• [REQUIRED TASK]
Extract each line from the entries below that has the string "styles" in it.

• [INFORMATION PROVIDED]
►

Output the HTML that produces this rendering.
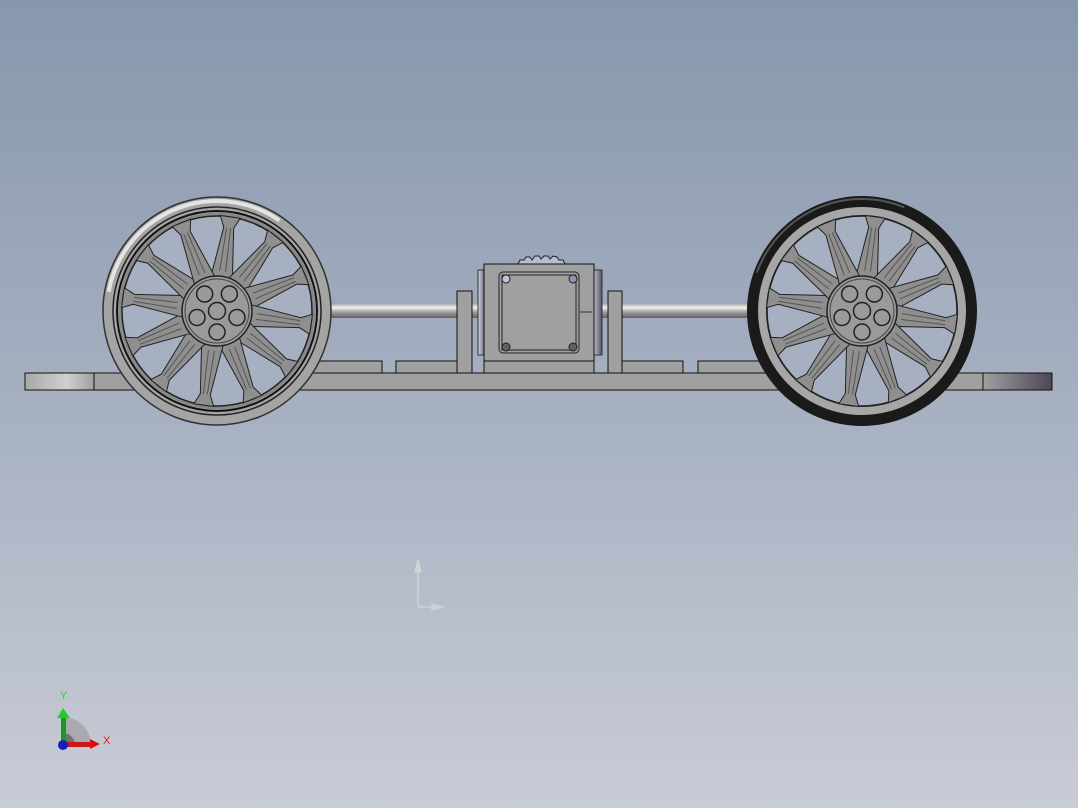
<!DOCTYPE html>
<html><head><meta charset="utf-8"><style>
html,body{margin:0;padding:0;width:1078px;height:808px;overflow:hidden}
svg{display:block}
</style></head><body>
<svg width="1078" height="808" viewBox="0 0 1078 808" xmlns="http://www.w3.org/2000/svg">
<defs>
<linearGradient id="bg" x1="0" y1="0" x2="0" y2="1">
<stop offset="0" stop-color="#8797ad"/><stop offset="0.5" stop-color="#a6b0c1"/><stop offset="1" stop-color="#c9ccd6"/>
</linearGradient>
<linearGradient id="shaft" x1="0" y1="0" x2="0" y2="1">
<stop offset="0" stop-color="#9a9a9a"/><stop offset="0.3" stop-color="#f4f4f4"/><stop offset="0.6" stop-color="#a0a0a0"/><stop offset="1" stop-color="#606060"/>
</linearGradient>
<linearGradient id="lcap" x1="0" y1="0" x2="1" y2="0">
<stop offset="0" stop-color="#a8a8a8"/><stop offset="0.6" stop-color="#d0d0d0"/><stop offset="1" stop-color="#a0a0a0"/>
</linearGradient>
<linearGradient id="rcap" x1="0" y1="0" x2="1" y2="0">
<stop offset="0" stop-color="#a0a0a0"/><stop offset="1" stop-color="#4e4656"/>
</linearGradient>
<linearGradient id="gear" x1="0" y1="0" x2="1" y2="0">
<stop offset="0" stop-color="#d8d8e8"/><stop offset="1" stop-color="#505068"/>
</linearGradient>
<g id="spoke">
<path d="M-11,-32 L-5,-84 L-10,-95 L10,-95 L5,-84 L11,-32 Z" fill="#8f8f8f" stroke="#222" stroke-width="1"/>
<path d="M-3,-40 L-2,-84 M3,-40 L2,-84" stroke="#555" stroke-width="1"/>
</g>
<g id="hub">
<circle r="35" fill="#9a9a9a" stroke="#222" stroke-width="1.5"/>
<circle r="32" fill="none" stroke="#444" stroke-width="1"/>
<circle cx="0" cy="0" r="8.5" fill="#9a9a9a" stroke="#222" stroke-width="1.5"/>
<circle cx="0" cy="-21" r="8" fill="#9a9a9a" stroke="#222" stroke-width="1.5" transform="rotate(36)"/>
<circle cx="0" cy="-21" r="8" fill="#9a9a9a" stroke="#222" stroke-width="1.5" transform="rotate(108)"/>
<circle cx="0" cy="-21" r="8" fill="#9a9a9a" stroke="#222" stroke-width="1.5" transform="rotate(180)"/>
<circle cx="0" cy="-21" r="8" fill="#9a9a9a" stroke="#222" stroke-width="1.5" transform="rotate(252)"/>
<circle cx="0" cy="-21" r="8" fill="#9a9a9a" stroke="#222" stroke-width="1.5" transform="rotate(324)"/>
</g>
<g id="spokes">
<use href="#spoke" transform="rotate(8)"/><use href="#spoke" transform="rotate(38)"/><use href="#spoke" transform="rotate(68)"/><use href="#spoke" transform="rotate(98)"/><use href="#spoke" transform="rotate(128)"/><use href="#spoke" transform="rotate(158)"/><use href="#spoke" transform="rotate(188)"/><use href="#spoke" transform="rotate(218)"/><use href="#spoke" transform="rotate(248)"/><use href="#spoke" transform="rotate(278)"/><use href="#spoke" transform="rotate(308)"/><use href="#spoke" transform="rotate(338)"/>
</g>
</defs>
<rect width="1078" height="808" fill="url(#bg)"/>

<rect x="176" y="290" width="82" height="84" fill="#9c9c9c" stroke="#222"/>
<rect x="820" y="290" width="83" height="84" fill="#9c9c9c" stroke="#222"/>

<rect x="250" y="303" width="520" height="15" fill="url(#shaft)"/>

<rect x="313" y="361" width="69" height="13" fill="#a0a0a0" stroke="#111"/>
<rect x="396" y="361" width="76" height="13" fill="#a0a0a0" stroke="#111"/>
<rect x="608" y="361" width="75" height="13" fill="#a0a0a0" stroke="#111"/>
<rect x="698" y="361" width="75" height="13" fill="#a0a0a0" stroke="#111"/>
<rect x="457" y="291" width="15" height="83" fill="#a0a0a0" stroke="#111"/>
<rect x="608" y="291" width="14" height="83" fill="#a0a0a0" stroke="#111"/>

<!-- motor -->
<path d="M518,264 L520,260 L524,260 L526,257 L530,257 L532,260 L535,256 L539,256 L541,259 L544,256 L548,256 L550,259 L553,256 L557,257 L559,260 L563,260 L565,264 Z" fill="#b8bcd4" stroke="#222"/>
<rect x="478" y="270" width="8" height="85" fill="url(#gear)" stroke="#333"/>
<rect x="592" y="270" width="10" height="85" fill="url(#gear)" stroke="#333"/>
<rect x="484" y="264" width="110" height="110" fill="#a0a0a0" stroke="#111"/>
<line x1="484" y1="361" x2="594" y2="361" stroke="#111"/>
<rect x="499" y="272" width="80" height="81" rx="4" fill="#a0a0a0" stroke="#222"/>
<rect x="502" y="275" width="74" height="75" fill="#a0a0a0" stroke="#222"/>
<circle cx="506" cy="279" r="4" fill="#c0c4d8" stroke="#222"/>
<circle cx="573" cy="279" r="4" fill="#9094a8" stroke="#222"/>
<circle cx="506" cy="347" r="4" fill="#606068" stroke="#222"/>
<circle cx="573" cy="347" r="4" fill="#606068" stroke="#222"/>
<line x1="580" y1="312" x2="592" y2="312" stroke="#333"/>

<rect x="25" y="373" width="1027" height="17" fill="#a0a0a0" stroke="#111"/>
<rect x="25" y="373" width="69" height="17" fill="url(#lcap)" stroke="#111"/>
<rect x="983" y="373" width="69" height="17" fill="url(#rcap)" stroke="#111"/>

<g transform="translate(217,311)">
<circle r="114" fill="#a4a4a4" stroke="#333" stroke-width="1.5"/>
<circle r="110" fill="none" stroke="#e4e4e4" stroke-width="4" stroke-dasharray="220 600" transform="rotate(190)"/>
<circle r="104" fill="none" stroke="#222" stroke-width="1.5"/>
<circle r="100" fill="none" stroke="#111" stroke-width="2"/>
<circle r="97" fill="none" stroke="#888" stroke-width="3"/>
<circle r="95" fill="#a6b0c1" stroke="#222" stroke-width="1.5"/>
<use href="#spokes"/>
<use href="#hub"/>
</g>

<g transform="translate(862,311)">
<circle r="115" fill="#1a1a1a"/>
<circle r="112" fill="none" stroke="#555" stroke-width="2" stroke-dasharray="180 600" transform="rotate(200)"/>
<circle r="103" fill="none" stroke="#000" stroke-width="2"/>
<circle r="100" fill="none" stroke="#a6a6a6" stroke-width="8"/>
<circle r="95" fill="#a6b0c1" stroke="#222" stroke-width="1.5"/>
<use href="#spokes"/>
<use href="#hub"/>
</g>

<g stroke="#d0d2d8" fill="#d0d2d8" stroke-width="1.5">
<line x1="418" y1="570" x2="418" y2="607"/>
<line x1="418" y1="607" x2="436" y2="607"/>
<path d="M415,572 L418,560 L421,572 Z"/>
<path d="M432,604 L442,607 L432,610 Z"/>
</g>

<path d="M63,745 L63,717 A28,28 0 0 1 91,745 Z" fill="#a8aab0"/>
<path d="M63,745 L63,733 A12,12 0 0 1 75,745 Z" fill="#707278"/>
<rect x="61" y="717" width="5" height="28" fill="#1a9a1a"/>
<path d="M57,718 L63,708 L70,718 Z" fill="#22cc22"/>
<rect x="63" y="742" width="28" height="5" fill="#c81818"/>
<path d="M90,739 L100,744 L90,749 Z" fill="#d81010"/>
<circle cx="63" cy="745" r="5" fill="#1020c0"/>
<text x="60" y="699" font-family="Liberation Sans, sans-serif" font-size="11" fill="#22dd22">Y</text>
<text x="103" y="744" font-family="Liberation Sans, sans-serif" font-size="11" fill="#ee1111">X</text>
</svg>
</body></html>
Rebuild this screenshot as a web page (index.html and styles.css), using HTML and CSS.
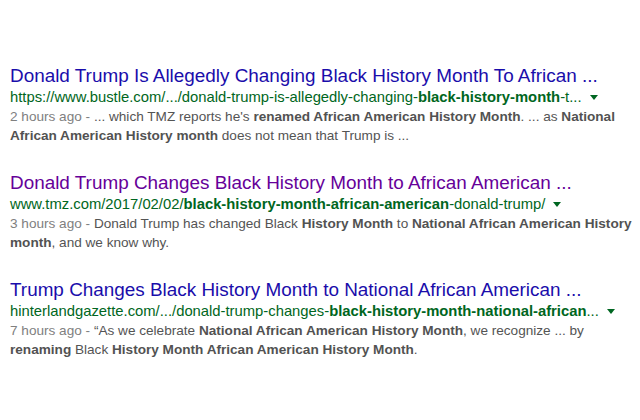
FILE: index.html
```html
<!DOCTYPE html>
<html>
<head>
<meta charset="utf-8">
<link rel="stylesheet" href="styles.css">
</head>
<body>
<div class="results">
  <div class="result">
    <a class="title">Donald Trump Is Allegedly Changing Black History Month To African ...</a>
    <div class="url">https://www.bustle.com/.../donald-trump-is-allegedly-changing-<b>black-history-month</b>-t... <span class="caret"></span></div>
    <div class="snippet"><span class="date">2 hours ago - </span>... which TMZ reports he's <b>renamed African American History Month</b>. ... as <b>National African American History month</b> does not mean that Trump is ...</div>
  </div>
  <div class="result">
    <a class="title visited">Donald Trump Changes Black History Month to African American ...</a>
    <div class="url">www.tmz.com/2017/02/02/<b>black-history-month-african-american</b>-donald-trump/ <span class="caret"></span></div>
    <div class="snippet"><span class="date">3 hours ago - </span>Donald Trump has changed Black <b>History Month</b> to <b>National African American History month</b>, and we know why.</div>
  </div>
  <div class="result">
    <a class="title">Trump Changes Black History Month to National African American ...</a>
    <div class="url">hinterlandgazette.com/.../donald-trump-changes-<b>black-history-month-national-african</b>... <span class="caret"></span></div>
    <div class="snippet"><span class="date">7 hours ago - </span>“As we celebrate <b>National African American History Month</b>, we recognize ... by <b>renaming</b> Black <b>History Month African American History Month</b>.</div>
  </div>
</div>
</body>
</html>
```
FILE: styles.css
```css
html, body {
  margin: 0;
  padding: 0;
  background: #fff;
}
body {
  font-family: "Liberation Sans", Arial, sans-serif;
}
.results {
  padding: 65px 0 0 10px;
  width: 630px;
}
.result {
  margin-bottom: 27px;
}
.title {
  display: block;
  font-size: 18.9px;
  line-height: 22px;
  color: #1a0dab;
  white-space: nowrap;
}
.title.visited {
  color: #660099;
}
.url {
  font-size: 14.8px;
  line-height: 20px;
  color: #006621;
  white-space: nowrap;
}
.url b {
  font-weight: bold;
}
.caret {
  display: inline-block;
  width: 0;
  height: 0;
  border-left: 4px solid transparent;
  border-right: 4px solid transparent;
  border-top: 5px solid #006621;
  margin-left: 4px;
  vertical-align: 2px;
}
.snippet {
  font-size: 13.6px;
  line-height: 19px;
  color: #545454;
}
.snippet b {
  color: #525252;
}
.date {
  color: #808080;
}
```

◄

• [CORRECT ANSWER]
Rebuild this screenshot as a web page (index.html and styles.css), using HTML and CSS.
<link rel="stylesheet" href="styles.css">
FILE: styles.css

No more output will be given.